#### [Exercise objective]
Which lines hold the string "React"? Copy every one of them.

^^^^^^^^^^^^^^^^

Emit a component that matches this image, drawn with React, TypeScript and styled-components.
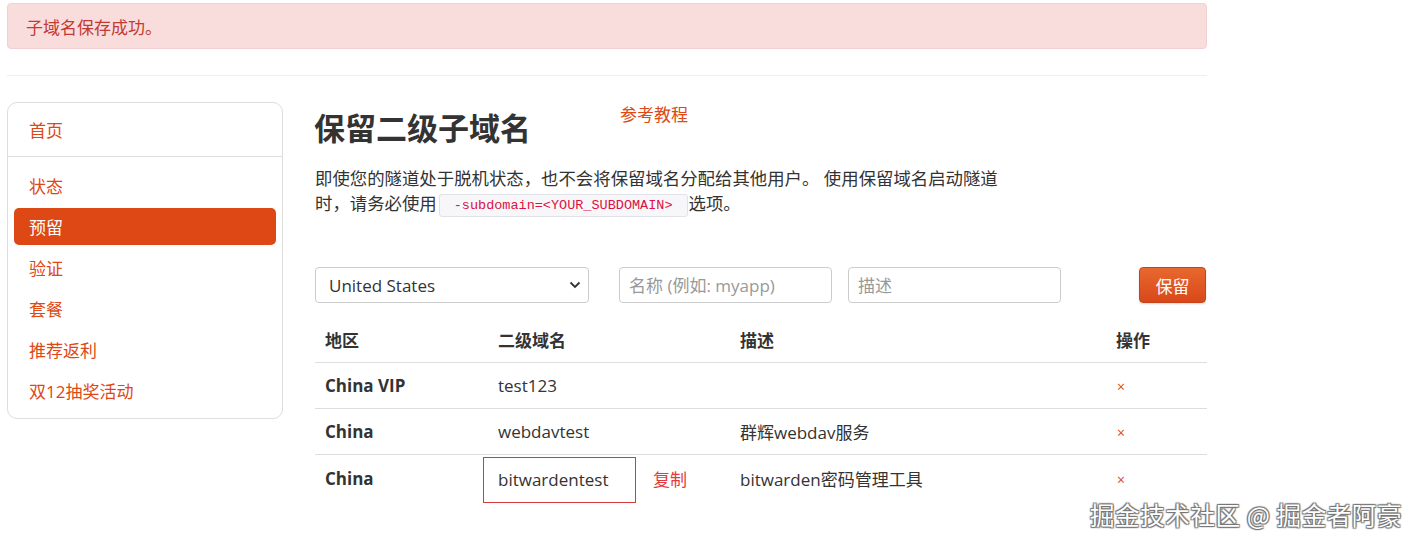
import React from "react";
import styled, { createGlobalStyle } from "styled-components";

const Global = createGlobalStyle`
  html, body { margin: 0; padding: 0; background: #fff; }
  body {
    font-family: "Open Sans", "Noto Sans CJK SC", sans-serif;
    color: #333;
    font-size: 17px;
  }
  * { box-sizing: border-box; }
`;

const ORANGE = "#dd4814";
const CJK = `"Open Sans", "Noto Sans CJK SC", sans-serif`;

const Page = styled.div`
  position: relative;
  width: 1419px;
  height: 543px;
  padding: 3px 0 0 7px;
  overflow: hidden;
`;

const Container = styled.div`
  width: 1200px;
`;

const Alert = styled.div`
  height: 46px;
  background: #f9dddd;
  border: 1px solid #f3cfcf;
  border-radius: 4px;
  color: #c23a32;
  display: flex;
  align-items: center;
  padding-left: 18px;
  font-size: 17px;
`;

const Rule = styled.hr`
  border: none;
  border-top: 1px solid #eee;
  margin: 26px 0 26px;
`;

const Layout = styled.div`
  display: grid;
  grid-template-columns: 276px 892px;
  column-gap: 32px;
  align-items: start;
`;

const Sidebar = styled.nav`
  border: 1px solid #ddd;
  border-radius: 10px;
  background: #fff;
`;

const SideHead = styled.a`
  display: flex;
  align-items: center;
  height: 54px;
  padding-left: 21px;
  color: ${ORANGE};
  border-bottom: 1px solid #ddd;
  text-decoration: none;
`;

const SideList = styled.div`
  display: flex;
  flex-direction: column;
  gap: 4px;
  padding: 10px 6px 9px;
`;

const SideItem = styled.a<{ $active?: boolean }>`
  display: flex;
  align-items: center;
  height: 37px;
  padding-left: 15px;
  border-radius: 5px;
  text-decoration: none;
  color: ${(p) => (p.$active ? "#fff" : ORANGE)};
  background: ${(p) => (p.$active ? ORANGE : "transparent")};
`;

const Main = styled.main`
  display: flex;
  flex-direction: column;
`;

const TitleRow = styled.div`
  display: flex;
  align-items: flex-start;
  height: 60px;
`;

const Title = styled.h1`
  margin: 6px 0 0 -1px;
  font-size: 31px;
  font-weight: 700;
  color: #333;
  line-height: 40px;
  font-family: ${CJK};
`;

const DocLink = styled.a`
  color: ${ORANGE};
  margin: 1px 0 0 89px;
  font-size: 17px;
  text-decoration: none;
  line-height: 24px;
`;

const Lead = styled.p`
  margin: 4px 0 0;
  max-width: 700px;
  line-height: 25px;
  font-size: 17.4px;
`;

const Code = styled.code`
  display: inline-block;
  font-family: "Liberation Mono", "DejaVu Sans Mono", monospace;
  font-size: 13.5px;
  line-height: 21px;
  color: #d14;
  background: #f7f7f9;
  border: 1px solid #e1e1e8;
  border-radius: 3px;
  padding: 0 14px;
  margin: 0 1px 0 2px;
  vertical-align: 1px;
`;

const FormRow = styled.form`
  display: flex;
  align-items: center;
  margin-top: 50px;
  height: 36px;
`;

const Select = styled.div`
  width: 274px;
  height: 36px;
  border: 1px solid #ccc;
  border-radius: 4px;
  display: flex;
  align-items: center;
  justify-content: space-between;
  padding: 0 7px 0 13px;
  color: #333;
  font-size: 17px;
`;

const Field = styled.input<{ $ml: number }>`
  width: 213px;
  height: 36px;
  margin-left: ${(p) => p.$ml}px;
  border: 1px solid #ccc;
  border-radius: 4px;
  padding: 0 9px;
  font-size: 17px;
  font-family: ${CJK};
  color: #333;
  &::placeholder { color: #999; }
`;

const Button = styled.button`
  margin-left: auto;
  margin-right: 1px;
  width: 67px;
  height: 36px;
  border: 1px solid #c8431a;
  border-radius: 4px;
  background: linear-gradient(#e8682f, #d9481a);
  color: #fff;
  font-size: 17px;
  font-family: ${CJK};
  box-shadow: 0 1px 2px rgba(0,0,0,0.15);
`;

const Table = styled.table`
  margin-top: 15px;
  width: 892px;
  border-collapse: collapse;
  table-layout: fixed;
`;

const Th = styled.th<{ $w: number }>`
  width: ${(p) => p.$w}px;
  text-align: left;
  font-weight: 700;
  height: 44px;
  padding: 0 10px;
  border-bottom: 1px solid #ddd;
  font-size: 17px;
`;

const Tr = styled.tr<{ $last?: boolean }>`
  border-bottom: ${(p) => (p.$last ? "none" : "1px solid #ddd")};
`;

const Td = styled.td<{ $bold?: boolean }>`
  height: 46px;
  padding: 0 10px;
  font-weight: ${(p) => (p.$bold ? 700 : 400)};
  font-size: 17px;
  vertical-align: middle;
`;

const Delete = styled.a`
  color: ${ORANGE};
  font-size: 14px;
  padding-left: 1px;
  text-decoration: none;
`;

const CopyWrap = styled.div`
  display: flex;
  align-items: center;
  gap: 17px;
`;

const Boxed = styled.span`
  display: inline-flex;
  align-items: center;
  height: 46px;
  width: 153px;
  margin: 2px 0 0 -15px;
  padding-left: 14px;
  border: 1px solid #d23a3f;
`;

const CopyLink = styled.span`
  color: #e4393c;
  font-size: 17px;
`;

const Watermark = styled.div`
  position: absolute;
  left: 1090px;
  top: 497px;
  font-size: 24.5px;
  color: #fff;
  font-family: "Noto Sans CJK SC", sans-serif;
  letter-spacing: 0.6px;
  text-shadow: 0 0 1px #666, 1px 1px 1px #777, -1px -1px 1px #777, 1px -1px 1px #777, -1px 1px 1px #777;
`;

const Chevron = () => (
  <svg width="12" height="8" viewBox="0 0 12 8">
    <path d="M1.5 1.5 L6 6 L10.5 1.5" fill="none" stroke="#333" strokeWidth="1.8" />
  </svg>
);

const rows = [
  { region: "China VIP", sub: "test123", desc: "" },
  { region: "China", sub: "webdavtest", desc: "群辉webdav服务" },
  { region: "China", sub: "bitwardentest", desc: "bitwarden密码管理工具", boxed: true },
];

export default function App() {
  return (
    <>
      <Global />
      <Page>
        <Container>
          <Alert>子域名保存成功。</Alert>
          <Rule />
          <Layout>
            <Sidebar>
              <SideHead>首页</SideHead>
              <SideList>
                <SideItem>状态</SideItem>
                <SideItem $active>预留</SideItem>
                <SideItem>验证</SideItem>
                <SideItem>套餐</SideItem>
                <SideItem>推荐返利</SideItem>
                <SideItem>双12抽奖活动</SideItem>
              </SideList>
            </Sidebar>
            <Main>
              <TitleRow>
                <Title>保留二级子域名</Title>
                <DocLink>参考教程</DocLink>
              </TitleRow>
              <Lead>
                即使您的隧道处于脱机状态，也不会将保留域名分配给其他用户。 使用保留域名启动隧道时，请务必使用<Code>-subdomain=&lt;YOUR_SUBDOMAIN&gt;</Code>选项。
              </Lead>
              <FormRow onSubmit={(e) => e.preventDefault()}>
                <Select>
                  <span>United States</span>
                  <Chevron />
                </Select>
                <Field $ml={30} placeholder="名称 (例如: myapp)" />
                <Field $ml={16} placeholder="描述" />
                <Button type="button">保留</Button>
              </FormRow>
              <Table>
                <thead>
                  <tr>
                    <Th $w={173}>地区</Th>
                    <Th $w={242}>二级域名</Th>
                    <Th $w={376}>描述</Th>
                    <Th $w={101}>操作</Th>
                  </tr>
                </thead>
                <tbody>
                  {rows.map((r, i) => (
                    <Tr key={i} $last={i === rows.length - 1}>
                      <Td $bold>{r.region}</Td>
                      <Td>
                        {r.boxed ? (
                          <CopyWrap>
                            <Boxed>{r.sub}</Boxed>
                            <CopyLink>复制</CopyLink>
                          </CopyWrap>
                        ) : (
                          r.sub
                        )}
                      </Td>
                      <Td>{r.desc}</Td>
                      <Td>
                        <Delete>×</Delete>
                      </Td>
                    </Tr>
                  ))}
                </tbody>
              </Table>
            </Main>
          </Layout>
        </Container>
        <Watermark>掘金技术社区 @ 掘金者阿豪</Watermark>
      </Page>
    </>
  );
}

^^^^^^^^^^^^^^^^

#### [The response]
Emit a component that matches this image, drawn with React, TypeScript and styled-components.
import React from "react";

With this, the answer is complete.